By Sam Kirtley
Pair trading is a trading strategy based on the concepts of statistical arbitrage and convergence. Typically it involves being long one security and short another. For example one may believe that Apple would outperform Microsoft, so one buys Apple and shorts Microsoft. A pair trade may also involve two trading two markets that usually move close together but have drifted apart, for example the US and UK stock markets. If the FTSE has rallied strongly when the S&P has not, the trader may decide to short the FTSE and buy the S&P, taking the view than the US stock market will catch up to the performance of the UK stock market. Whilst our primary focus is on trading options, we have identified what we believe are two attractive pair trades for 2012.
Long GLD/Short TIP
The first of these pair trades is one based on convergence. Historically US real interest rates have an inverse relationship with gold prices, a relationship which we have written about frequently. The basic premise is that when monetary policy becomes more accommodative, US real interest rates decline and gold prices rise due to the ease in monetary policy. However over recent weeks gold prices have fallen but US real interest rates have remained low and this pair trade is speculating that the two will converge again.
To execute the trade we would use the gold exchange trade fund GLD and the iShares Barclays TIPS Bond Fund, although futures can be used as well. GLD tracks the price of gold and TIP tracks the price of Treasury Inflation Protected Securities. Since gold prices move inversely with real interest rates, it moves with the price of inflation protected bonds, since yield and price move in opposite directions in the bond market. This relationship is demonstrated in the chart below.
However if US real interest rates declined from their current levels and gold prices fell (which translates to GLD down, TIP up) then this trade would incur losses.
The trade would be executed as follows. One must match the legs of the trade dollar for dollar, not share for share. So for every share of GLD bought at $157.20, one must sell roughly 1.34 shares of TIP to properly construct this trade. For example one could buy 100 GLD and short 134 TIP.
Long DGP/Short GDX
This second trade is based on our view that gold mining stocks will continue to underperform the gold price itself. This is a view that we have held for some time and frequently have written about. We believe that owning gold mining or exploration stocks is a very poor way to gain exposure to the gold price and we have been actively discouraging using mining stocks as a gold investment vehicle since May 2008. For our reasoning for this view please read one of our articles on the topic.

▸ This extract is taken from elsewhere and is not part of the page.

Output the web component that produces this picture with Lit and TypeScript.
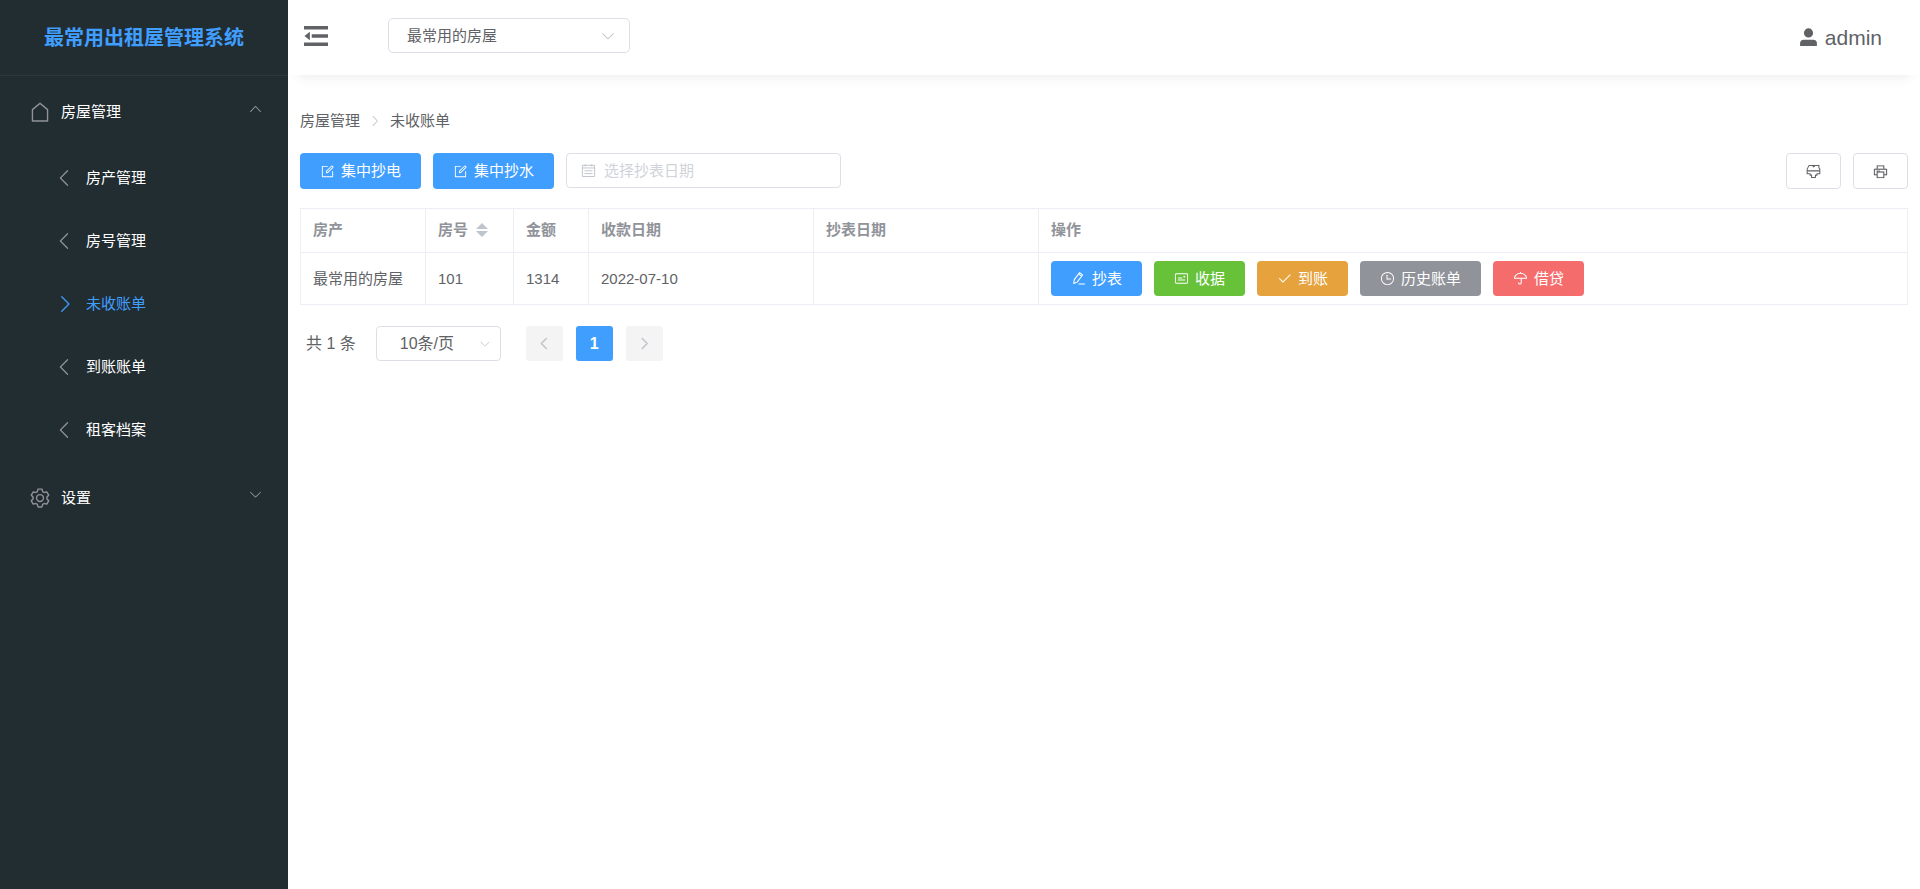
import { LitElement, html, css, svg } from 'lit';
import { customElement, property } from 'lit/decorators.js';

const shapes: Record<string, unknown> = {
  house: svg`<path d="M192 413.952V896h640V413.952L512 147.328 192 413.952zM139.52 374.4l352-293.312a32 32 0 0 1 40.96 0l352 293.312A32 32 0 0 1 896 398.976V928a32 32 0 0 1-32 32H160a32 32 0 0 1-32-32V398.976a32 32 0 0 1 11.52-24.576z"/>`,
  setting: svg`<path d="M600.704 64a32 32 0 0 1 30.464 22.208l35.2 109.376c14.784 7.232 28.928 15.36 42.432 24.512l112.384-24.192a32 32 0 0 1 34.432 15.36L944.32 364.8a32 32 0 0 1-4.032 37.504l-77.12 85.12a357.12 357.12 0 0 1 0 49.024l77.12 85.248a32 32 0 0 1 4.032 37.504l-88.704 153.6a32 32 0 0 1-34.432 15.296L708.8 803.904c-13.44 9.088-27.648 17.28-42.368 24.512l-35.264 109.376A32 32 0 0 1 600.704 960H423.296a32 32 0 0 1-30.464-22.208L357.696 828.48a351.616 351.616 0 0 1-42.56-24.64l-112.32 24.256a32 32 0 0 1-34.432-15.36L79.68 659.2a32 32 0 0 1 4.032-37.504l77.12-85.248a357.12 357.12 0 0 1 0-48.896l-77.12-85.248A32 32 0 0 1 79.68 364.8l88.704-153.6a32 32 0 0 1 34.432-15.296l112.32 24.256c13.568-9.152 27.776-17.408 42.56-24.64l35.2-109.312A32 32 0 0 1 423.232 64H600.64zm-23.424 64H446.72l-36.352 113.088-24.512 11.968a294.113 294.113 0 0 0-34.816 20.096l-22.656 15.36-116.224-25.088-65.28 113.152 79.68 88.192-1.92 27.136a293.12 293.12 0 0 0 0 40.192l1.92 27.136-79.808 88.192 65.344 113.152 116.224-25.024 22.656 15.296a294.113 294.113 0 0 0 34.816 20.096l24.512 11.968L446.72 896h130.688l36.48-113.152 24.448-11.904a288.282 288.282 0 0 0 34.752-20.096l22.592-15.296 116.288 25.024 65.28-113.152-79.744-88.192 1.92-27.136a293.12 293.12 0 0 0 0-40.256l-1.92-27.136 79.808-88.128-65.344-113.152-116.288 24.96-22.592-15.232a287.616 287.616 0 0 0-34.752-20.096l-24.448-11.904L577.344 128zM512 320a192 192 0 1 1 0 384 192 192 0 0 1 0-384zm0 64a128 128 0 1 0 0 256 128 128 0 0 0 0-256z"/>`,
  left: svg`<path d="M609.408 149.376 277.76 489.6a32 32 0 0 0 0 44.672l331.648 340.352a29.12 29.12 0 0 0 41.728 0 30.592 30.592 0 0 0 0-42.752L339.264 511.936l311.872-319.872a30.592 30.592 0 0 0 0-42.688 29.12 29.12 0 0 0-41.728 0z"/>`,
  right: svg`<path d="M340.864 149.312a30.592 30.592 0 0 0 0 42.752L652.736 512 340.864 831.872a30.592 30.592 0 0 0 0 42.752 29.12 29.12 0 0 0 41.728 0L714.24 534.336a32 32 0 0 0 0-44.672L382.592 149.376a29.12 29.12 0 0 0-41.728 0z"/>`,
  up: svg`<path d="m488.832 344.32-339.84 356.672a32 32 0 0 0 0 44.16l.384.384a29.44 29.44 0 0 0 42.688 0l320-335.872 319.872 335.872a29.44 29.44 0 0 0 42.688 0l.384-.384a32 32 0 0 0 0-44.16L535.168 344.32a32 32 0 0 0-46.336 0z"/>`,
  down: svg`<path d="M831.872 340.864 512 652.672 192.128 340.864a30.592 30.592 0 0 0-42.752 0 29.12 29.12 0 0 0 0 41.6L489.664 714.24a32 32 0 0 0 44.672 0l340.288-331.712a29.12 29.12 0 0 0 0-41.728 30.592 30.592 0 0 0-42.752 0z"/>`,
  fold: svg`<path d="M0 88h1024v150H0zM330 437h694v150H330zM0 786h1024v150H0zM250 330v364L20 512z"/>`,
  user: svg`<path d="M288 290a224 224 0 1 0 448 0 224 224 0 1 0-448 0zm602 638H134a32 32 0 0 1-32-32v-96a180 180 0 0 1 180-180h460a180 180 0 0 1 180 180v96a32 32 0 0 1-32 32z"/>`,
  edit: svg`<path d="M832 512a32 32 0 1 1 64 0v352a32 32 0 0 1-32 32H160a32 32 0 0 1-32-32V160a32 32 0 0 1 32-32h352a32 32 0 0 1 0 64H192v640h640V512z"/><path d="m469.952 554.24 52.8-7.552L847.104 222.4a32 32 0 1 0-45.248-45.248L477.44 501.44l-7.552 52.8zm422.4-422.4a96 96 0 0 1 0 135.808l-331.84 331.84a32 32 0 0 1-18.112 9.088L436.8 623.68a32 32 0 0 1-36.224-36.224l15.104-105.6a32 32 0 0 1 9.024-18.112l331.904-331.84a96 96 0 0 1 135.744 0z"/>`,
  pen: svg`<path d="M590 110 220 590 190 860 420 760 790 270 590 110zM530 195l185 150M540 890h380" fill="none" stroke="currentColor" stroke-width="72" stroke-linejoin="round" stroke-linecap="round"/>`,
  postcard: svg`<path d="M160 224a32 32 0 0 0-32 32v512a32 32 0 0 0 32 32h704a32 32 0 0 0 32-32V256a32 32 0 0 0-32-32H160zm0-64h704a96 96 0 0 1 96 96v512a96 96 0 0 1-96 96H160a96 96 0 0 1-96-96V256a96 96 0 0 1 96-96z"/><path d="M704 320a64 64 0 1 1 0 128 64 64 0 0 1 0-128zM288 448h256q32 0 32 32t-32 32H288q-32 0-32-32t32-32zm0 128h448q32 0 32 32t-32 32H288q-32 0-32-32t32-32z"/>`,
  check: svg`<path d="M406.656 706.944 195.84 496.256a32 32 0 1 0-45.248 45.248l256 256 512-512a32 32 0 0 0-45.248-45.248L406.592 706.944z"/>`,
  time: svg`<path d="M512 896a384 384 0 1 0 0-768 384 384 0 0 0 0 768zm0 64a448 448 0 1 1 0-896 448 448 0 0 1 0 896z"/><path d="M480 256a32 32 0 0 1 32 32v256a32 32 0 0 1-64 0V288a32 32 0 0 1 32-32z"/><path d="M480 512h256q32 0 32 32t-32 32H480q-32 0-32-32t32-32z"/>`,
  umbrella: svg`<path d="M512 80v80M96 500a416 340 0 0 1 832 0zM560 500v300a90 90 0 0 1-180 0" fill="none" stroke="currentColor" stroke-width="72" stroke-linejoin="round" stroke-linecap="round"/>`,
  calendar: svg`<path d="M96 160h832v760H96zM96 340h832M290 70v160M734 70v160M240 530h544M240 720h544" fill="none" stroke="currentColor" stroke-width="66"/>`,
  goods: svg`<path d="M80 470v200h200v90h100v160h264V760h100v-90h200V470zM80 470V350L200 110h640l40-20v160l64 100v120M460 110l60 90 100-90" fill="none" stroke="currentColor" stroke-width="70" stroke-linejoin="round"/>`,
  printer: svg`<path d="M256 768H105c-20 0-41-20-41-41V380c0-30 20-60 60-60h132V96h512v224h132c40 0 60 30 60 60v347c0 21-20 41-41 41H768v192H256zm64-192v320h384V576zm-64 128V512h512v192h128V384H128v320zm64-384h384V160H320zm-64 128h64v64h-64zm128 0h64v64h-64z" stroke="currentColor" stroke-width="12"/>`,
};

const icon = (name: string, size = 15) =>
  html`<svg class="icon" aria-hidden="true" viewBox="0 0 1024 1024" width=${size} height=${size} fill="currentColor">${shapes[name]}</svg>`;

const shared = css`
  * { box-sizing: border-box; }
  .icon { display: block; flex: none; }
  button, select, input { font: inherit; margin: 0; }
  button { cursor: pointer; }
  a { color: inherit; text-decoration: none; }
  ul { list-style: none; margin: 0; padding: 0; }
`;

@customElement('side-menu')
class SideMenu extends LitElement {
  @property() active = '未收账单';
  private items = ['房产管理', '房号管理', '未收账单', '到账账单', '租客档案'];

  static styles = [shared, css`
    :host { display: block; background: #222d32; color: #fff; }
    .title {
      height: 76px; margin: 0; border-bottom: 1px solid #2c373c;
      display: flex; align-items: center; justify-content: center;
      font-size: 20px; font-weight: 700; color: #409eff;
    }
    .group {
      width: 100%; height: 72px; padding: 0 25px 0 29px; border: 0;
      background: none; color: inherit; text-align: left;
      display: flex; align-items: center; gap: 10px;
    }
    .group .icon { color: #909399; }
    .arrow { padding-bottom: 7px; }
    .label { flex: 1; }
    .list { display: grid; gap: 1px; }
    .entry {
      height: 62px; padding: 0 0 2px 54px; display: flex; align-items: center; gap: 10px;
    }
    .entry .icon { color: #909399; }
    .entry.on, .entry.on .icon { color: #409eff; }
  `];

  render() {
    return html`
      <h1 class="title">最常用出租屋管理系统</h1>
      <nav>
        <button class="group" aria-expanded="true">${icon('house', 22)}<span class="label">房屋管理</span><span class="arrow">${icon('up')}</span></button>
        <ul class="list">
          ${this.items.map((t) => html`<li><a href="#" class="entry ${t === this.active ? 'on' : ''}">${icon(t === this.active ? 'right' : 'left', 22)}${t}</a></li>`)}
        </ul>
        <button class="group" aria-expanded="false">${icon('setting', 22)}<span class="label">设置</span><span class="arrow">${icon('down')}</span></button>
      </nav>`;
  }
}

@customElement('top-bar')
class TopBar extends LitElement {
  static styles = [shared, css`
    :host {
      box-sizing: border-box;
      display: flex; align-items: center; height: 75px; padding: 0 38px 4px 16px;
      box-shadow: 0 12px 12px -10px rgba(0, 0, 0, 0.08);
    }
    .fold { border: 0; padding: 0; background: none; color: #606266; margin-right: 60px; }
    .pick { position: relative; width: 242px; color: #c0c4cc; }
    .pick select {
      display: block; appearance: none; width: 100%; height: 35px; padding: 0 18px;
      border: 1px solid #dcdfe6; border-radius: 5px; background: #fff; color: #606266;
    }
    .pick .icon { position: absolute; right: 14px; top: 10px; pointer-events: none; }
    .user {
      margin-left: auto; padding-top: 4px; display: flex; align-items: center; gap: 6px;
      font-size: 21px; color: #606266;
    }
  `];

  render() {
    return html`
      <button class="fold" aria-label="折叠菜单">${icon('fold', 24)}</button>
      <div class="pick">
        <select aria-label="房屋"><option>最常用的房屋</option></select>${icon('down', 16)}
      </div>
      <a class="user" href="#">${icon('user', 21)}admin</a>`;
  }
}

@customElement('bill-page')
class BillPage extends LitElement {
  private actions = [
    ['blue', 'pen', '抄表'],
    ['green', 'postcard', '收据'],
    ['orange', 'check', '到账'],
    ['gray', 'time', '历史账单'],
    ['red', 'umbrella', '借贷'],
  ];

  static styles = [shared, css`
    :host { display: block; padding: 36px 12px; color: #606266; }
    .crumbs { display: flex; align-items: center; gap: 8px; line-height: 20px; }
    .crumbs .icon { color: #c0c4cc; }
    .tools { display: flex; align-items: flex-start; gap: 12px; margin: 22px 0 19px; }
    .btn {
      display: flex; align-items: center; gap: 6px; height: 36px; padding: 0 20px;
      border: 0; border-radius: 4px; color: #fff; white-space: nowrap;
    }
    .blue { background: #409eff; }
    .green { background: #67c23a; }
    .orange { background: #e6a23c; }
    .gray { background: #909399; }
    .red { background: #f56c6c; }
    .plain { background: #fff; border: 1px solid #dcdfe6; color: #606266; width: 55px; padding: 0; justify-content: center; }
    .spring { flex: 1; }
    .date {
      display: flex; align-items: center; gap: 8px; width: 275px; height: 35px; padding: 0 14px;
      border: 1px solid #dcdfe6; border-radius: 4px; color: #c0c4cc;
    }
    .date input { flex: 1; min-width: 0; border: 0; outline: 0; padding: 0; background: none; color: #606266; }
    .date input::placeholder { color: #d0d3d9; opacity: 1; }
    table {
      width: 100%; table-layout: fixed; border-collapse: collapse; border: 1px solid #ebeef5;
    }
    th, td { border: 1px solid #ebeef5; padding: 0 12px; text-align: left; white-space: nowrap; }
    th { height: 44px; padding-bottom: 2px; color: #909399; font-weight: 700; }
    td { height: 52px; }
    .c-house { width: 125px; }
    .c-room { width: 88px; }
    .c-sum { width: 75px; }
    .c-date { width: 225px; }
    .sortable { display: flex; align-items: center; gap: 8px; }
    .sort { border: 0; padding: 0; background: none; color: #c0c4cc; display: flex; }
    .ops { display: flex; gap: 12px; }
    .ops .btn { height: 35px; }
    .pager { display: flex; align-items: center; margin: 21px 6px 0; font-size: 16px; }
    .size { position: relative; margin: 0 25px 0 20px; width: 125px; color: #c0c4cc; }
    .size select {
      display: block; appearance: none; width: 100%; height: 35px; padding: 0 23px; background: #fff;
      border: 1px solid #dcdfe6; border-radius: 4px; color: #606266;
    }
    .size .icon { position: absolute; right: 10px; top: 12px; pointer-events: none; }
    .pages { display: flex; gap: 13px; }
    .page {
      width: 37px; height: 35px; border: 0; padding: 0; border-radius: 3px; background: #f4f4f5;
      color: #c0c4cc; display: flex; align-items: center; justify-content: center;
    }
    .page .icon { stroke: currentColor; stroke-width: 60; }
    .page.on { background: #409eff; color: #fff; font-weight: 700; }
  `];

  render() {
    return html`
      <nav class="crumbs"><a href="#">房屋管理</a>${icon('right', 14)}<span>未收账单</span></nav>
      <div class="tools">
        <button class="btn blue">${icon('edit')}集中抄电</button>
        <button class="btn blue">${icon('edit')}集中抄水</button>
        <label class="date">${icon('calendar')}<input aria-label="抄表日期" placeholder="选择抄表日期" /></label>
        <span class="spring"></span>
        <button class="btn plain" aria-label="批量打印">${icon('goods')}</button>
        <button class="btn plain" aria-label="打印">${icon('printer')}</button>
      </div>
      <table>
        <colgroup>
          <col class="c-house" /><col class="c-room" /><col class="c-sum" />
          <col class="c-date" /><col class="c-date" /><col />
        </colgroup>
        <thead>
          <tr>
            <th>房产</th>
            <th><div class="sortable">房号<button class="sort" aria-label="排序"><svg viewBox="0 0 12 16" width="12" height="16" fill="currentColor"><path d="M6 1l6 6H0zM6 15l6-6H0z"/></svg></button></div></th>
            <th>金额</th><th>收款日期</th><th>抄表日期</th><th>操作</th>
          </tr>
        </thead>
        <tbody>
          <tr>
            <td>最常用的房屋</td><td>101</td><td>1314</td><td>2022-07-10</td><td></td>
            <td><div class="ops">${this.actions.map(([tone, glyph, text]) => html`<button class="btn ${tone}">${icon(glyph)}${text}</button>`)}</div></td>
          </tr>
        </tbody>
      </table>
      <div class="pager">
        <span>共 1 条</span>
        <div class="size"><select aria-label="每页条数"><option>10条/页</option></select>${icon('down', 12)}</div>
        <div class="pages">
          <button class="page" aria-label="上一页" disabled>${icon('left')}</button>
          <button class="page on">1</button>
          <button class="page" aria-label="下一页" disabled>${icon('right')}</button>
        </div>
      </div>`;
  }
}

@customElement('app-root')
class AppRoot extends LitElement {
  static styles = css`
    :host {
      display: grid; grid-template-columns: 288px minmax(0, 1fr); min-height: 100vh;
      background: #fff; font: 15px/20px "Liberation Sans", "Noto Sans CJK SC", sans-serif;
    }
    .main { min-width: 0; overflow: hidden; }
  `;

  render() {
    return html`<side-menu></side-menu><main class="main"><top-bar></top-bar><bill-page></bill-page></main>`;
  }
}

We are bullish on gold going into 2012 and although we would not be buying mining stocks that does not mean that gold stocks will not increase in value. They may well increase in value, but we think gold will still outperform the mining stocks. Therefore this pair trade is a long gold/short gold mining stocks position. This is something we have been suggesting throughout 2011 and we should point out that a Long GLD/Short GDX pair trade would have returned 26.2% during 2011.
However we have decided to use DGP (PowerShares DB Gold Double Long ETN) in this particular trade as there is a chance that gold miners may match gold’s rise this year, but we put a very low probability of them performing twice as well as gold. We are suggesting using GDX (Market Vectors Gold Miners ETF) but the trade could also be constructed by shorting a basket of gold mining stocks of the traders choosing. This trade could also be executed using gold futures or GLD.
This trade will deliver losses if; gold prices fall and gold mining stocks fall by less than half as much or, if gold prices rise but gold miners increase by more than double the rise in gold. We expect gold prices will rise and this rise will be larger than any rise in mining stocks.
The trade would be executed as follows. Again, one must match the legs of the trade dollar for dollar, not share for share. So for every share of DGP bought at $50.80, one must sell roughly 0.95 shares of GDX at $53.35 to properly construct this trade. For example one could buy 100 DGP and short 95 GDX.